Likewise, it’s highly unlikely that they’re going to install developer tools for you on the system you are attempting to penetrate, so the language your attack is written in is going to be largely unimportant. Not entirely, mind you, but largely.

So there are three ways to do an exploit.

The primary mechanism is component replacement, which requires that you are somehow able to replace a component on the target system.

If you do, that replacement component will need to have the same ABI as the component it s replacing. In that case, you’re either going to use hand-coded assembly (because you know the ABI intimately), or you are going to use whatever language the component was written in originally, in order to get a plug compatible replacement.

For WordPress sites, that’s PHP, or (rarely) SQL database triggers, or (even more rarely) compiled helper executables.

For everything else, these will mostly be C, C++, or objective C. Very rarely assembly.

The next mechanism is a stack smash.

For a stack smash, you have to overwrite the function return address in the stack frame, and have it return to an unexpected location, rather than the call site for the current frame.
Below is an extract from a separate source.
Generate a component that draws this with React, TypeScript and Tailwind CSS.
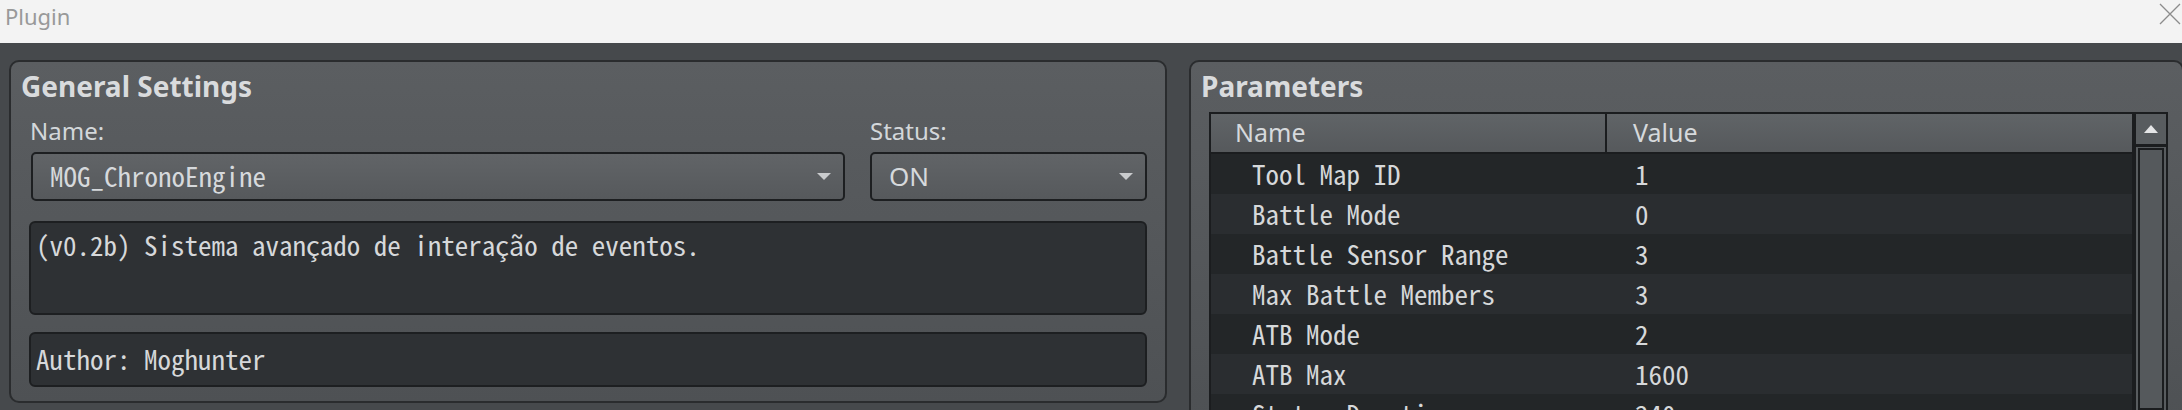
import React from 'react';

type Param = { name: string; value: string };

const params: Param[] = [
  { name: 'Tool Map ID', value: '1' },
  { name: 'Battle Mode', value: '0' },
  { name: 'Battle Sensor Range', value: '3' },
  { name: 'Max Battle Members', value: '3' },
  { name: 'ATB Mode', value: '2' },
  { name: 'ATB Max', value: '1600' },
  { name: 'States Duration', value: '240' },
  { name: 'Turn Duration', value: '60' },
];

const sans = "font-['Noto_Sans',sans-serif]";
const mono = "font-['Noto_Sans_Mono_CJK_JP','DejaVu_Sans_Mono',monospace]";

const DropArrow: React.FC = () => (
  <svg width="14" height="7" viewBox="0 0 14 7" className="shrink-0">
    <polygon points="0,0 14,0 7,7" fill="#c9cbcd" />
  </svg>
);

const Select: React.FC<{ value: string; isMono?: boolean; className?: string }> = ({ value, isMono, className }) => (
  <div
    className={`h-[49px] flex items-center justify-between pl-[17px] pr-[12px] rounded-[5px] border-2 border-[#1d1f21] bg-linear-to-b from-[#616467] to-[#56595c] text-[#d6d9dc] ${className ?? ''}`}
  >
    <span className={isMono ? `${mono} text-[27px]` : `${sans} text-[26px]`}>{value}</span>
    <DropArrow />
  </div>
);

const PanelTitle: React.FC<{ children: React.ReactNode }> = ({ children }) => (
  <div className={`${sans} font-bold text-[28px] leading-[34px] text-[#d9dbdd] pl-[10px]`}>{children}</div>
);

export default function App() {
  return (
    <div className="w-[2182px] h-[410px] overflow-hidden flex flex-col bg-[#46494c]">
      {/* window title bar */}
      <div className="h-[43px] shrink-0 bg-[#f3f3f3] flex items-start justify-between">
        <span className={`${sans} text-[22px] leading-[22px] text-[#999999] pl-[5px] pt-[5px]`}>Plugin</span>
        <svg width="22" height="22" viewBox="0 0 22 22" className="mt-[3px] mr-[1px]">
          <path d="M1 1 L21 21 M21 1 L1 21" stroke="#8c8c8c" strokeWidth="1.3" />
        </svg>
      </div>

      <div className="flex gap-[22px] pl-[9px] pt-[17px]">
        {/* General Settings */}
        <div className="w-[1158px] h-[343px] shrink-0 rounded-[10px] border-2 border-[#2a2c2e] bg-linear-to-b from-[#5b5e61] to-[#4e5154] pt-[7px]">
          <PanelTitle>General Settings</PanelTitle>
          <div className="px-[18px]">
            <div className="flex gap-[25px] mt-[13px]">
              <div className="flex-1 flex flex-col">
                <div className={`${sans} text-[24px] leading-[30px] text-[#d3d7da] pl-[1px]`}>Name:</div>
                <Select value="MOG_ChronoEngine" isMono className="mt-[6px] ml-[2px]" />
              </div>
              <div className="w-[277px] flex flex-col">
                <div className={`${sans} text-[24px] leading-[30px] text-[#d3d7da] pl-[-2px]`}>Status:</div>
                <Select value="ON" className="mt-[6px]" />
              </div>
            </div>
            <div className={`mt-[20px] h-[94px] rounded-[6px] border-2 border-[#1d1f21] bg-[#2e3134] pl-[5px] pt-[7px] ${mono} text-[27px] leading-[30px] text-[#d6d8da]`}>
              (v0.2b) Sistema avançado de interação de eventos.
            </div>
            <div className={`mt-[17px] h-[55px] rounded-[6px] border-2 border-[#1d1f21] bg-[#2e3134] pl-[5px] flex items-center ${mono} text-[27px] text-[#d6d8da]`}>
              Author: Moghunter
            </div>
          </div>
        </div>

        {/* Parameters */}
        <div className="w-[995px] h-[370px] shrink-0 rounded-t-[10px] border-2 border-[#2a2c2e] bg-linear-to-b from-[#5b5e61] to-[#4e5154] pt-[7px]">
          <PanelTitle>Parameters</PanelTitle>
          <div className="mt-[9px] ml-[18px] flex">
            {/* table */}
            <div className="w-[925px] h-[300px] border-2 border-[#1b1d1f] bg-[#232628] overflow-hidden">
              <div className="h-[40px] flex border-b-2 border-[#1b1d1f] bg-linear-to-b from-[#606467] to-[#56595c]">
                <div className={`w-[396px] border-r-2 border-[#1b1d1f] flex items-center pl-[24px] ${sans} text-[25px] text-[#d6d9dc]`}>
                  Name
                </div>
                <div className={`flex-1 flex items-center pl-[26px] ${sans} text-[25px] text-[#d6d9dc]`}>Value</div>
              </div>
              {params.map((p, i) => (
                <div
                  key={p.name}
                  className={`h-[40px] flex items-center ${mono} text-[27px] text-[#d6d8da] ${i % 2 === 0 ? 'bg-[#232628]' : 'bg-[#2a2d30]'}`}
                >
                  <div className="w-[398px] pl-[41px]">{p.name}</div>
                  <div className="pl-[26px]">{p.value}</div>
                </div>
              ))}
            </div>
            {/* vertical scrollbar */}
            <div className="w-[34px] h-[300px] border-2 border-[#1b1d1f] bg-[#585c5f] flex flex-col">
              <div className="h-[30px] shrink-0 flex items-center justify-center">
                <svg width="14" height="8" viewBox="0 0 14 8">
                  <polygon points="7,0 14,8 0,8" fill="#e4e5e6" />
                </svg>
              </div>
              <div className="h-[3px] shrink-0 bg-[#1b1d1f]" />
              <div className="flex-1 px-[2px] pt-[1px]">
                <div className="h-full border-2 border-[#1b1d1f] bg-[#55595c]" />
              </div>
            </div>
          </div>
        </div>
      </div>
    </div>
  );
}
For this reason, most modern systems have instituted stack probes, which prevent this type of exploit.

To get around stack probes, you can place the executable code on the stack itself, and then jump to that, and have it call your code. For this reason, most modern systems have what are commonly called “NX stacks”, which means that the page attribute on the stack page itself means that you can’t run executable code from it (“NX” is the name if the bit in the Intel MMU PTE — Page Table Entry — for “No eXecute”).

To get around NX and stack probes, you write enough data to push an entire fake stack frame — as if the exploited location in the code had made a function call in that place to the exploit, and then returned directly to continue the instruction after the [non-existent] call site, as if it were a legal call. While this works, it almost inevitably crashes, if your exploit ever returns, since it will pop the fake register spill “back” into the registers, giving them invalid data (since you had no idea of what fake data to put in there to be valid data).

The binary data you put on the stack for this is called the “payload”, and you are better off doing it in assembler than any other language. Writing a payload in C or C++ is usually not useful, and generating it from C, C++, Python, or some other language is a lot harder than just doing “as -o payload payload.a”.

The next method is a buffer overflow attack.

To do this, you rely on a lack of bounds checking to usefully corrupt one or more variables adjacent in memory to the variable you are overflowing. The “in memory” part is important, since the compiler is permitted to reorder variable layout on the stack for auto (stack) variables. This means you need to have a pretty intimate knowledge of the disassembly dump of the code segment you are attacking.

The next method is a data injection attack.

It involves simply relying on the other programmer performing poor input validation on the data you hand them. This is the source of the XKCD joke:

Effectively, you find a place where the code on the other end fails to sanitize its input, and then passes that data along to another component that then acts on it.

This is one of the “cracks and crevices” I talked about up top.

There are also “fuzzing-style” attacks.

These are fun, because what you do is generate a set of pseudo-random events, and throw them at an API boundary, until you get an unexpected behaviour. You want them to be pseudo-random, because when you find the unexpected behaviour — you’re going to want to find it again to be able to craft an exploit. Knowing that there is a problem is not useful; knowing there is a problem, and here’s where it lies is useful.

Most naive first timers preferred target for this type of attack is the system call layer, but it’s actually useful to attack library APIs, mostly because other people don’t (the fuzzers are harder to write).

This is akin to ice fishing, and there are some intentional “exploits” that OS vendors have coded in that aren’t actually exploits; for example, the System V tty subsystem “partial open hack”, that lets you open a modem control port tty without DCD being raised by the modem (it’s the only way to use a modem for both dial-in and dial-out on a System V UNIX system). It’s not an exploit, per se, because even though “you just have to know”, rather than it being well documented, it’s “works as designed”.

Look, you’re not going to get a full list of these things. Most “security” companies consider these lists to be proprietary, and don’t share them, because they think that their employees are smarter than everyone else’s.

Kind of like Apple with the iPhone jailbreaks, thinking no one but Apple employees could read ARM assembly code when it was written in hex.

So the answer to your question is probably “mostly, no, they use C and assembly”.

So who uses Python and C++ for hacking? Mostly script kiddies. If you aren’t an actual hacker: download Metasploit, pick your poison, add a payload, and call it a day.

NB: Before anyone gets on me for not including Phishing and Social engineering and yada yada yada: that’s just grifting and/or being a good con artist. Or a bad con artist, if you are calling pretending to be Microsoft Support or the IRS.